This part of GOV.UK is being rebuilt – find out what beta means

HMRC internal manual

Business Income Manual

Transactions in land: Overview

Chap 3 Part 13 Income Tax Act 2007 (ITA 2007), Part 18 Corporation Tax Act 2010 (CTA 2010)

The transactions in land rules prevent the avoidance of Income Tax and Corporation Tax on land transactions that are, in essence, trading transactions, but where the ‘profit’ emerges in a capital or non-taxable form.

The anti-avoidance provisions can also apply to:

  • transactions where land is traded indirectly, for example via share sales (see BIM60455), and
  • commercially motivated transactions where there may be no deliberate ‘avoidance’ motive (see BIM60337).
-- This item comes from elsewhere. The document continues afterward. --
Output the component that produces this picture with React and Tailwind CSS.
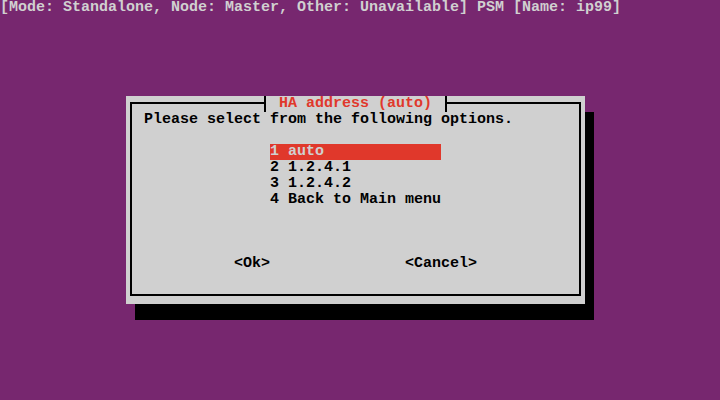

For the meaning of ‘land’, see BIM60450.

These anti-avoidance rules should not be used as an alternative tax treatment in straightforward transactions involving the purchase and sale of land that falls short of constituting a trade, or a venture in the nature of trade (see BIM60307).

There are exemptions for shares in land-dealing companies and disposals of private residences when certain conditions are satisfied (see BIM60370 and BIM60375).
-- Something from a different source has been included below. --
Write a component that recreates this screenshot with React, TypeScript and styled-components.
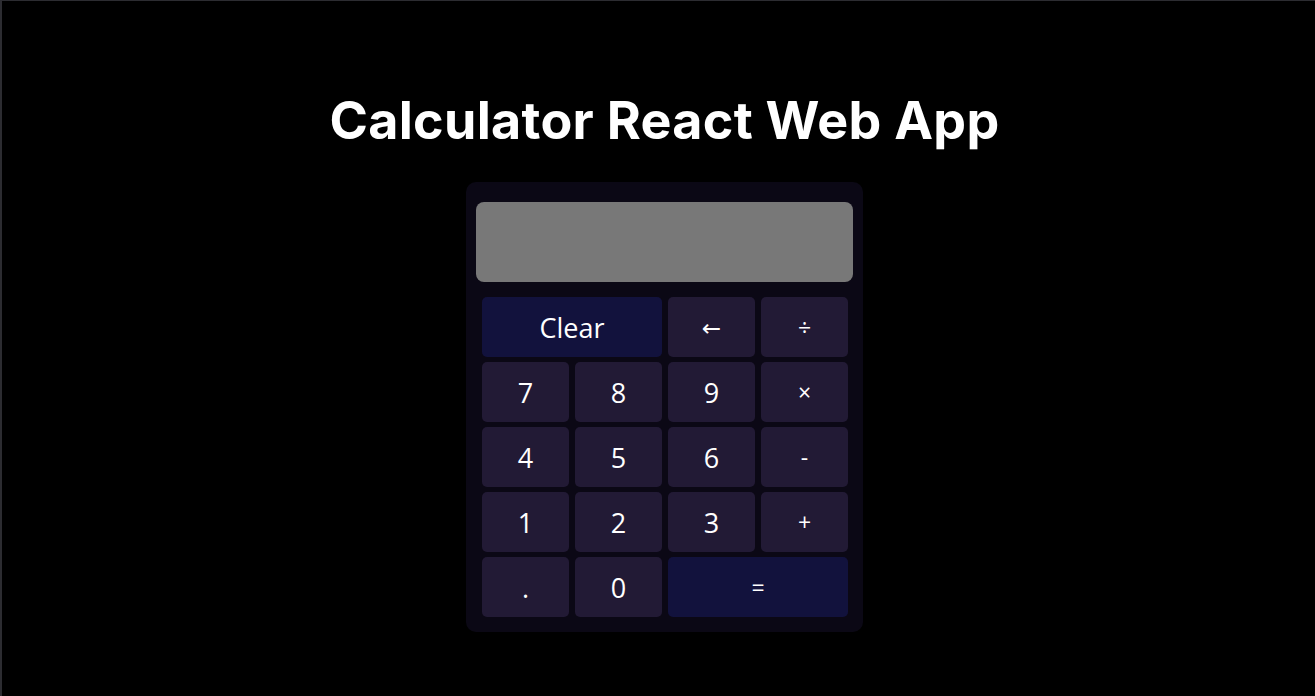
import React, { useState } from 'react';
import styled, { createGlobalStyle } from 'styled-components';

const GlobalStyle = createGlobalStyle`
  * {
    box-sizing: border-box;
  }

  html, body {
    margin: 0;
    padding: 0;
    background: #000;
  }
`;

const Page = styled.div`
  min-height: 696px;
  background: #000;
  border-top: 1px solid #2c2c31;
  border-left: 2px solid #2c2c31;
  display: flex;
  flex-direction: column;
  align-items: center;
  padding: 89px 0 0 12px;
`;

const Title = styled.h1`
  margin: 0 0 30px;
  font-family: 'Inter', 'Lato', sans-serif;
  font-weight: 700;
  font-size: 52px;
  letter-spacing: 0.3px;
  line-height: 1.2;
  color: #fff;
`;

const Calculator = styled.div`
  width: 397px;
  background: #0b0815;
  border-radius: 10px;
  padding: 20px 10px 15px;
`;

const Display = styled.div`
  height: 80px;
  background: #787878;
  border-radius: 8px;
  margin-bottom: 15px;
  color: #fff;
  font-family: 'Open Sans', sans-serif;
  font-size: 32px;
  display: flex;
  align-items: center;
  justify-content: flex-end;
  padding: 0 16px;
`;

const Keypad = styled.div`
  display: grid;
  grid-template-columns: repeat(4, 87px);
  grid-auto-rows: 60px;
  column-gap: 6px;
  row-gap: 5px;
  padding: 0 6px;
`;

const Key = styled.button<{ $accent?: boolean; $wide?: boolean; $small?: boolean }>`
  grid-column: ${({ $wide }) => ($wide ? 'span 2' : 'auto')};
  border: none;
  border-radius: 5px;
  background: ${({ $accent }) => ($accent ? '#12123d' : '#221a35')};
  color: #fff;
  font-family: 'Open Sans', 'DejaVu Sans', sans-serif;
  font-size: ${({ $small }) => ($small ? '23px' : '27px')};
  cursor: pointer;
  display: flex;
  align-items: center;
  justify-content: center;
  padding: 0;

  &:hover {
    filter: brightness(1.15);
  }
`;

type KeyDef = { label: string; accent?: boolean; wide?: boolean; small?: boolean };

const keys: KeyDef[] = [
  { label: 'Clear', accent: true, wide: true },
  { label: '←', small: true },
  { label: '÷', small: true },
  { label: '7' },
  { label: '8' },
  { label: '9' },
  { label: '×', small: true },
  { label: '4' },
  { label: '5' },
  { label: '6' },
  { label: '-', small: true },
  { label: '1' },
  { label: '2' },
  { label: '3' },
  { label: '+', small: true },
  { label: '.' },
  { label: '0' },
  { label: '=', accent: true, wide: true, small: true },
];

export default function App() {
  const [value, setValue] = useState('');

  const press = (label: string) => {
    if (label === 'Clear') return setValue('');
    if (label === '←') return setValue((v) => v.slice(0, -1));
    if (label === '=') {
      try {
        const expr = value.replace(/×/g, '*').replace(/÷/g, '/');
        // eslint-disable-next-line no-new-func
        setValue(String(Function(`return (${expr})`)()));
      } catch {
        setValue('Error');
      }
      return;
    }
    setValue((v) => v + label);
  };

  return (
    <>
      <GlobalStyle />
      <Page>
        <Title>Calculator React Web App</Title>
        <Calculator>
          <Display>{value}</Display>
          <Keypad>
            {keys.map((k) => (
              <Key
                key={k.label}
                $accent={k.accent}
                $wide={k.wide}
                $small={k.small}
                onClick={() => press(k.label)}
              >
                {k.label}
              </Key>
            ))}
          </Keypad>
        </Calculator>
      </Page>
    </>
  );
}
Any gain on developed land which relates to a period before the intention to develop the land formed is also exempt from the transactions in land provisions (see BIM60365).

There is a formal clearance procedure available for taxpayers who think that these rules may apply to a proposed transaction or a transaction that has already taken place (see BIM60395).
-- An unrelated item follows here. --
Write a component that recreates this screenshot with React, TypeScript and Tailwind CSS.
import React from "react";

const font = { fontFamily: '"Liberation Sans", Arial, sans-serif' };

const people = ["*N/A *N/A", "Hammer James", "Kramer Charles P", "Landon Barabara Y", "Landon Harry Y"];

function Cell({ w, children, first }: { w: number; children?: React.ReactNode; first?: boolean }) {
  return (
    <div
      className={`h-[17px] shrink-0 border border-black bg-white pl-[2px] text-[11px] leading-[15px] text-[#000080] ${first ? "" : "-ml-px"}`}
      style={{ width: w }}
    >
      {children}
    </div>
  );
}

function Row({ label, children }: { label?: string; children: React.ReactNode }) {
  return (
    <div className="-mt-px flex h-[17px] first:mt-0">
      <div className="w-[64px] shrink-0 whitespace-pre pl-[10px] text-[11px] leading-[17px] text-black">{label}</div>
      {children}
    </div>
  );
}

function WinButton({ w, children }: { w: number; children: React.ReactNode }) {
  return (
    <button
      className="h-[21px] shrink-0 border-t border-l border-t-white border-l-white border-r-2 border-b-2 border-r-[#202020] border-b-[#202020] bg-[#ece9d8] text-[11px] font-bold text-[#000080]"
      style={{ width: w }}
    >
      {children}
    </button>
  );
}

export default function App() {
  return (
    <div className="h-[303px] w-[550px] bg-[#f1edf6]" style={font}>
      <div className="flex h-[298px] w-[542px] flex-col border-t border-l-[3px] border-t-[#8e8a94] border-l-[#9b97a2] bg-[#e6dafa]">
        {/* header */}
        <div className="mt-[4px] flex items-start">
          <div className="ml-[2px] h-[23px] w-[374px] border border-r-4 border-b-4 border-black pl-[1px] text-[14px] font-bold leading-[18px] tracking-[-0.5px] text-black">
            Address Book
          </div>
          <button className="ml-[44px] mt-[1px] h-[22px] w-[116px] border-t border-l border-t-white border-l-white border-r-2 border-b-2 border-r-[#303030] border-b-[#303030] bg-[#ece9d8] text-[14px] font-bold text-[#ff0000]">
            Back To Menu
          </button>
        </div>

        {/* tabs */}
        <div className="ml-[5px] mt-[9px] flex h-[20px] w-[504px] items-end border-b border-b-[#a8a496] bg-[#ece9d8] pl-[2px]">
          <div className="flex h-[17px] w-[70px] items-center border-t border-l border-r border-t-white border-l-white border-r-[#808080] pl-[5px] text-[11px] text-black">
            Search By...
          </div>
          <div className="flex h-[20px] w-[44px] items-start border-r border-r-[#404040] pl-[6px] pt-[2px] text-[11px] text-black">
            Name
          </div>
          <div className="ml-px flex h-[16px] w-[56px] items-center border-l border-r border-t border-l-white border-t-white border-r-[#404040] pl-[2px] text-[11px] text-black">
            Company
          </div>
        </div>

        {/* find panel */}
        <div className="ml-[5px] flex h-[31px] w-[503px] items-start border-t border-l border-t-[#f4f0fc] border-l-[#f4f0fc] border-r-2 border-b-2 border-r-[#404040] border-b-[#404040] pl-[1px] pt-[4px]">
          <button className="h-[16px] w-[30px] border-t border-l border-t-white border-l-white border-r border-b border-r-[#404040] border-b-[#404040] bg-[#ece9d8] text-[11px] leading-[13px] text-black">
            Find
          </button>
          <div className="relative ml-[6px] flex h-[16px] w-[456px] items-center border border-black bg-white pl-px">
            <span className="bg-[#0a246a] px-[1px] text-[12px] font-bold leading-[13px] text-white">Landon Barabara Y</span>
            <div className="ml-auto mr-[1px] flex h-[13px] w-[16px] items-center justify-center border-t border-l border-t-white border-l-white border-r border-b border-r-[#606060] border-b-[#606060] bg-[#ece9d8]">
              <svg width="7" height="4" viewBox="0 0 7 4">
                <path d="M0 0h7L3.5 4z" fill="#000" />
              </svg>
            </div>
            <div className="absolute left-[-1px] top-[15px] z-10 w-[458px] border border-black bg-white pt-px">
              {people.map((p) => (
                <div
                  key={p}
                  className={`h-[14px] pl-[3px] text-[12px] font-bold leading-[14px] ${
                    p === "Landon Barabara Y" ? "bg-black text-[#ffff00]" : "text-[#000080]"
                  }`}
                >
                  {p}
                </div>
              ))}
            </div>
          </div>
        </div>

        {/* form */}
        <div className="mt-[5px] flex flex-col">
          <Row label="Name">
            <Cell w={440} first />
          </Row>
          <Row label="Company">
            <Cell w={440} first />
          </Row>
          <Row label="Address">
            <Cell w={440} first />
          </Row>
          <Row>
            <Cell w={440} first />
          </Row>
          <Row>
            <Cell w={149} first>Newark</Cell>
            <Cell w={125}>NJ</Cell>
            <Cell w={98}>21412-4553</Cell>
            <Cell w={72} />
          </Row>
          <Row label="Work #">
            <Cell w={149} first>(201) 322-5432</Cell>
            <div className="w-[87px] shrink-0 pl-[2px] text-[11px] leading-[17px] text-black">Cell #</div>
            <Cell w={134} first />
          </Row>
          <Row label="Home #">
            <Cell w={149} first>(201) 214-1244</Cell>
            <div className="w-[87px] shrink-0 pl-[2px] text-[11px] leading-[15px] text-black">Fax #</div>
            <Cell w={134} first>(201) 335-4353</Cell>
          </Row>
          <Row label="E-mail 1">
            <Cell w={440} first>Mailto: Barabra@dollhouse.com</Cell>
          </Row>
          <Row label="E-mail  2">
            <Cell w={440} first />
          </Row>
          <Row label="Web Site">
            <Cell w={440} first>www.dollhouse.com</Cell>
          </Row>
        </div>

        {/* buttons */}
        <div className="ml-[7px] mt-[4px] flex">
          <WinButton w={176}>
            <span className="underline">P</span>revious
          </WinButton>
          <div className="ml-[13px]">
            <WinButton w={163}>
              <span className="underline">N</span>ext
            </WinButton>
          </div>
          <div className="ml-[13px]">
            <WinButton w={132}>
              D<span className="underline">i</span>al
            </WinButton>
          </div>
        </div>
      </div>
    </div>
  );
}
Where these anti-avoidance provisions apply, the capital gain from the land transaction is treated as if it were income and a free-standing charge to tax as income applies on the full amount of the gain realised in the tax year (for Income Tax purposes) or the accounting period (for Corporation Tax purposes). See BIM60335.

Priority of other tax provisions

It is possible that other taxing provisions will also apply to the gain on a disposal of land or assets where the value derives from land. S754 ITA 2007 for individuals, trustees and personal representatives and S817 CTA 2010 for companies provide that those other taxing provisions will take precedence over the transactions in land rules in the following cases:

  • where there is a settlement and the amount received is treated as income of the settlor under Chap 5 Part 5 Income Tax (Trading and Other Income) Act 2005 (see TSEM4010),
  • where any other provision applies which treats the amount received as trading income of a person.